I have had several drug and alcohol evaluations since my DUI. I was consistently honest and the results were consistently higher than what my government considers average. At first I was confident that what they consider normal isn’t at all. I know very few people whose drinking habits fall into their range of normal. Then I learned about enablers. &%#@ing enablers. These are people in your life who assure you that your behavior is normal, verbally or by example, and the concept applied is nothing short of a catch twenty-two. None of your perceptions as they relate to moderation or averages can be trusted when you have enablers about. Great, I’m surrounded by enablers. My family, friends, co-workers…I can count on one hand the people I spend time with who are sober. So if I’m going to buy into any of my therapy I’m faced with one really scary truth – I’m going to have to go at it without the people I love the most in the world. I get support from them, but they aren’t in my place and I can’t drag them into it with me – nor would it be real. We each need to get to this place on our own, like it or not.
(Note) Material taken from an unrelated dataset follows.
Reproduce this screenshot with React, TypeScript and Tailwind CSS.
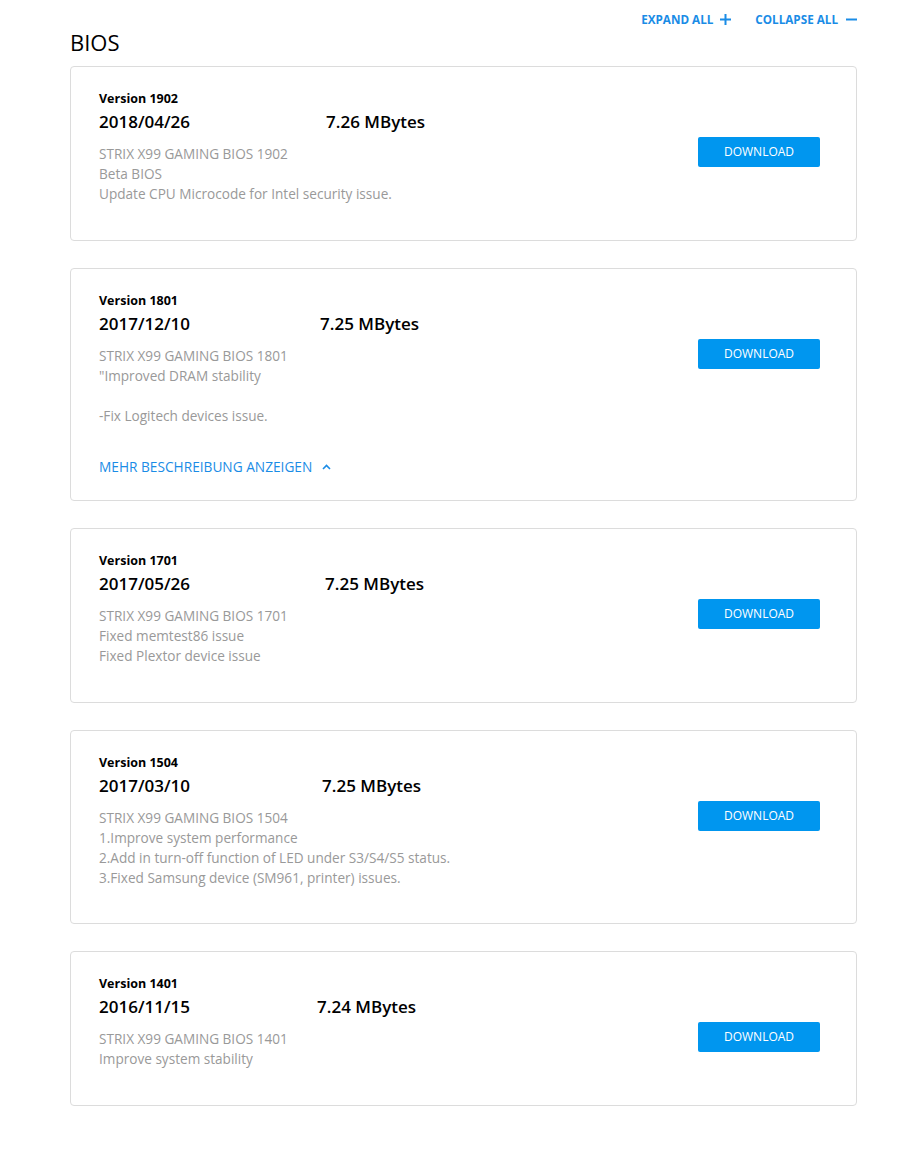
const items = [
  {
    version: "1902",
    date: "2018/04/26",
    size: "7.26 MBytes",
    gap: "ml-[136px]",
    pb: "pb-[36px]",
    lines: ["STRIX X99 GAMING BIOS 1902", "Beta BIOS", "Update CPU Microcode for Intel security issue."],
  },
  {
    version: "1801",
    date: "2017/12/10",
    size: "7.25 MBytes",
    gap: "ml-[130px]",
    pb: "pb-[36px]",
    lines: ["STRIX X99 GAMING BIOS 1801", "\"Improved DRAM stability", "", "-Fix Logitech devices issue."],
    more: true,
  },
  {
    version: "1701",
    date: "2017/05/26",
    size: "7.25 MBytes",
    gap: "ml-[135px]",
    pb: "pb-[36px]",
    lines: ["STRIX X99 GAMING BIOS 1701", "Fixed memtest86 issue", "Fixed Plextor device issue"],
  },
  {
    version: "1504",
    date: "2017/03/10",
    size: "7.25 MBytes",
    gap: "ml-[132px]",
    pb: "pb-[35px]",
    lines: [
      "STRIX X99 GAMING BIOS 1504",
      "1.Improve system performance",
      "2.Add in turn-off function of LED under S3/S4/S5 status.",
      "3.Fixed Samsung device (SM961, printer) issues.",
    ],
  },
  {
    version: "1401",
    date: "2016/11/15",
    size: "7.24 MBytes",
    gap: "ml-[127px]",
    pb: "pb-[36px]",
    lines: ["STRIX X99 GAMING BIOS 1401", "Improve system stability"],
  },
];

function BiosCard({ item }: { item: (typeof items)[number] }) {
  return (
    <div className={`flex justify-between rounded border border-[#dcdcdc] bg-white pl-[28px] pr-[36px] pt-[24px] ${item.pb}`}>
      <div>
        <div className="text-[12.5px] font-bold leading-[16px] text-black">Version {item.version}</div>
        <div className="mt-[2px] flex text-[17px] font-semibold leading-[26px] text-black">
          <span>{item.date}</span>
          <span className={item.gap}>{item.size}</span>
        </div>
        <div className="mt-[9px] text-[13.6px] leading-[20px] text-[#999999]">
          {item.lines.map((l, i) => (
            <div key={i} className="h-[20px] whitespace-nowrap">{l}</div>
          ))}
        </div>
        {item.more && (
          <button className="mt-[31px] -mb-[13px] flex items-center gap-[10px] text-[13.7px] leading-[20px] text-[#1a8ce6]">
            MEHR BESCHREIBUNG ANZEIGEN
            <svg width="9" height="6" viewBox="0 0 9 6" fill="none" stroke="currentColor" strokeWidth="1.6">
              <path d="M1 5l3.5-3.5L8 5" />
            </svg>
          </button>
        )}
      </div>
      <div className="pt-[46px]">
        <button className="h-[30px] w-[122px] rounded-[2px] bg-[#0096ef] text-[12px] text-white">DOWNLOAD</button>
      </div>
    </div>
  );
}

export default function App() {
  return (
    <div className="min-h-[1168px] bg-white font-['Open_Sans',sans-serif]">
      <div className="ml-[70px] w-[787px] pb-[60px]">
        <div className="flex justify-end gap-[24px] pt-[11px] text-[11.7px] font-bold leading-[16px] text-[#1a8ce6]">
          <button className="flex items-center gap-[7px]">
            EXPAND ALL
            <svg width="11" height="11" viewBox="0 0 11 11" stroke="currentColor" strokeWidth="2">
              <path d="M5.5 0v11M0 5.5h11" />
            </svg>
          </button>
          <button className="flex items-center gap-[8px]">
            COLLAPSE ALL
            <svg width="11" height="11" viewBox="0 0 11 11" stroke="currentColor" strokeWidth="2">
              <path d="M0 5.5h11" />
            </svg>
          </button>
        </div>
        <h1 className="text-[22px] leading-[30px] text-black">BIOS</h1>
        <div className="mt-[9px] flex flex-col gap-[27px]">
          {items.map((it) => (
            <BiosCard key={it.version} item={it} />
          ))}
        </div>
      </div>
    </div>
  );
}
My first group therapy session involved another evaluation. An inventory, if you will. As I sat in a circle of folding chairs with other offenders of one kind or another, we read through a list and checked off all that applied. In essence we were taking stock of our life affairs. The list was in quarters. The first dealt with my physical environment, the second my health & emotional balance, the third was money, and the fourth relationships. Are all your clothes pressed and clean? No wrinkles, baskets of laundry, torn, out-of-date or ill-fitting clothes? (Seriously?) I didn’t score too badly…62 out of 100 is passing, right? Still, each of the items listed was something I wouldn’t mind being able to check off. Some of them I wanted more badly than others, but seeing them all in black and white made it hard for me to deny that it was something I can make happen if only I’m willing to make an effort. I can still hear my Mama when I brought home a 96% on a test…where are the other four points? Where are my other 58 points?

Another evaluation, or test, that I am faced with now is the urine test. I’ve alluded to this but I think it’s important that I’m very clear about what is expected of me in my probation. I can be given a urine screening at any time during my probation. Not just for drugs, mind you, but for alcohol, too. And, contrary to what I once believed, alcohol can be detected in your urine for up to 80 hours after consumption. If for any reason at all I am tested and alcohol is detected in my urine I am violating the conditions of my probation and the privilege of serving it free may be revoked– I can go to jail for the remainder of my probation period.

This policy bothers me on principle. I don’t think it’s right that after one DUI conviction my government can police my personal choices to that extent. Still, it is what it is and I do not want to be sent to jail – I will comply. At first I was pretty clever about things, counting the days until my next probation appointment, figuring out just how much I could get away with. The choice to go totally sober only came later, at a court-ordered evaluation. “This is not about a glass of wine here and there,” she told me, “from this point on this is about abstinence.” Maybe I’m blowing things out of proportion. They probably won’t test me if I don’t give them a reason to…but what if they did? Could I live with myself if I risked being forcibly taken from my family? From my son?

And so rather than fight it, I’m doing it. I’m doing a sober evaluation of my environment, my finances, my habits, and my relationships – including my relationship with alcohol and drugs. I’m going to grow because I’m willing and there’s room. I’m also going to pick up skills along the way and I can’t help but wonder if one of those skills will be consistent evaluation.